### The exercise
Your task is to copy every line of the records below that contains "page".

A block of data
START

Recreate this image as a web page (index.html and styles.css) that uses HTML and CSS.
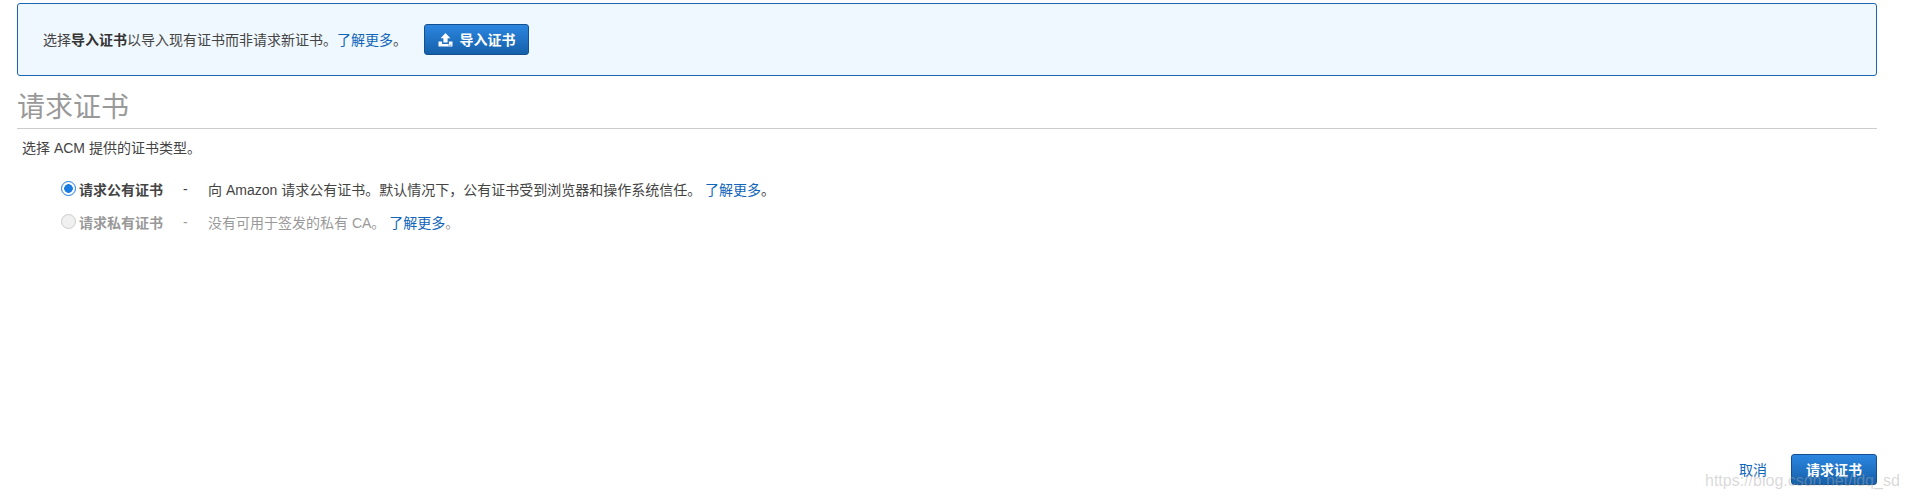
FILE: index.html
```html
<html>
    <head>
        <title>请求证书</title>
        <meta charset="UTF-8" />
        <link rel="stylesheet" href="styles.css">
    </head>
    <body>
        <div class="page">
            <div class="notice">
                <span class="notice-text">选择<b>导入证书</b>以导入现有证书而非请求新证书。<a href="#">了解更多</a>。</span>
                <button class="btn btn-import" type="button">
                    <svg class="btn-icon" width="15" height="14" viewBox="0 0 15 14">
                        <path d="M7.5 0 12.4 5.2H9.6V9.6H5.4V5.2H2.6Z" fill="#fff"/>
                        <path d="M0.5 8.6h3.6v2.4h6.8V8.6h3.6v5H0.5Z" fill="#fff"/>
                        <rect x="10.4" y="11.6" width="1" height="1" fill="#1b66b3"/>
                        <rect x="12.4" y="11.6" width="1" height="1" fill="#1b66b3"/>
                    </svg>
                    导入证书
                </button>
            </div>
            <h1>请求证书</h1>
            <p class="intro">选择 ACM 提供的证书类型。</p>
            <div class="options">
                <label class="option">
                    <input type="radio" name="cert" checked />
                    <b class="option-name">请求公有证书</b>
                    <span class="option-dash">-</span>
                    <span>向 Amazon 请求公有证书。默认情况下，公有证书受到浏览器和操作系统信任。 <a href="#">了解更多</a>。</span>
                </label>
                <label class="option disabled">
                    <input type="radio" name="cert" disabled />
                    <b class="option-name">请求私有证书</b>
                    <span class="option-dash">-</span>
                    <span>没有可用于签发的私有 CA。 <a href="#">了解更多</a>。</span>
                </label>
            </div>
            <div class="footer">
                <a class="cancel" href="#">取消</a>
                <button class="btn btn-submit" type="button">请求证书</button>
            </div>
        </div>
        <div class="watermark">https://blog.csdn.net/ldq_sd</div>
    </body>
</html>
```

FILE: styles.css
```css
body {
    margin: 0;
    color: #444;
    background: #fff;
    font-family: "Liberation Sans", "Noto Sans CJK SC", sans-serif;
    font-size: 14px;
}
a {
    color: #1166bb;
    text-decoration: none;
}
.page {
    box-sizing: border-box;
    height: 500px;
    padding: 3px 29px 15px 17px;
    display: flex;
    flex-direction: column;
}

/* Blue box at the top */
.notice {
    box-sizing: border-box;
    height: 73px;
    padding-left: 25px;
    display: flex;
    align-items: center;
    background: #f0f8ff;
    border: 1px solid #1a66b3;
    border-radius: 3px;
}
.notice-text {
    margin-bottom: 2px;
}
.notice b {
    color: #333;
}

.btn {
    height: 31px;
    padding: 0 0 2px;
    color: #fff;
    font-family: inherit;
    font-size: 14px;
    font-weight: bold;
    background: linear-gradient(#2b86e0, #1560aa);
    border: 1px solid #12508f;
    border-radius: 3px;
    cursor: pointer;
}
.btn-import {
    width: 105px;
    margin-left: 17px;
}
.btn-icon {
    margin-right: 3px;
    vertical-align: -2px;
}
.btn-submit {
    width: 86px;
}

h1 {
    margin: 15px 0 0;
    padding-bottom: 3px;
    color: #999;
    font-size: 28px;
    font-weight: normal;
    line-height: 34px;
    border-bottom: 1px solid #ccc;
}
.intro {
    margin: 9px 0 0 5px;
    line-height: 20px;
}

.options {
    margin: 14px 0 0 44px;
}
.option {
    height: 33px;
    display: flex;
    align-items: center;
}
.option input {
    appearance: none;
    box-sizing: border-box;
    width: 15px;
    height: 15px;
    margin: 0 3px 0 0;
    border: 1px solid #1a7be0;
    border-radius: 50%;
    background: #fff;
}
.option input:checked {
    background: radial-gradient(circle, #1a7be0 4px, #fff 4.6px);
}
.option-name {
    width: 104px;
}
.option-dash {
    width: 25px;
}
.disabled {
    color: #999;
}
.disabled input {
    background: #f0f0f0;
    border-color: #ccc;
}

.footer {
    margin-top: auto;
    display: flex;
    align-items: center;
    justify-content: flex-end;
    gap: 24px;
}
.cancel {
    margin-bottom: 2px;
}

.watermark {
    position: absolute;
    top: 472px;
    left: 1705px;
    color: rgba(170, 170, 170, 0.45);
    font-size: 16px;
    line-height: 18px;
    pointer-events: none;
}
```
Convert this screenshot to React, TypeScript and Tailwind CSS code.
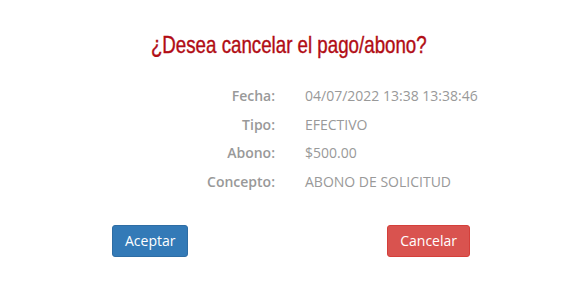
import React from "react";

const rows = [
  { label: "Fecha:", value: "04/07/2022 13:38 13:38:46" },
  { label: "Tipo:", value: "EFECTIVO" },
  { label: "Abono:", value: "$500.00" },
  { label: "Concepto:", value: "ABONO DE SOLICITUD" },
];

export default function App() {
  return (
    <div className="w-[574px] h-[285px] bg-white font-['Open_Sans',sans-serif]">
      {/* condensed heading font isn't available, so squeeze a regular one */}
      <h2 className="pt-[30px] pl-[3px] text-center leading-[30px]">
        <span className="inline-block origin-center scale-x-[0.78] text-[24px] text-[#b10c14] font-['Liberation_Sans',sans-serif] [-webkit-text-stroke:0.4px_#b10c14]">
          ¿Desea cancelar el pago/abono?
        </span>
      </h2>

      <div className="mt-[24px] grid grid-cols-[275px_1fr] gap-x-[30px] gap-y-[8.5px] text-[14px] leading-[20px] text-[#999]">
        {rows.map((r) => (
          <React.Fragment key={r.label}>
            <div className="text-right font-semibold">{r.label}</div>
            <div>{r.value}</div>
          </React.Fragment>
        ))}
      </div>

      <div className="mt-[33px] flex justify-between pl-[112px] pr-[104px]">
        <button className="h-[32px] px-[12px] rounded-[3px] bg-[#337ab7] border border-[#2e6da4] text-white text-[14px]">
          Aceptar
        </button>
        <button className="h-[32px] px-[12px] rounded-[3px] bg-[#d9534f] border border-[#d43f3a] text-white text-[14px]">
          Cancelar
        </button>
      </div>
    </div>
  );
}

END

### Task solution
Recreate this image as a web page (index.html and styles.css) that uses HTML and CSS.
        <div class="page">
.page {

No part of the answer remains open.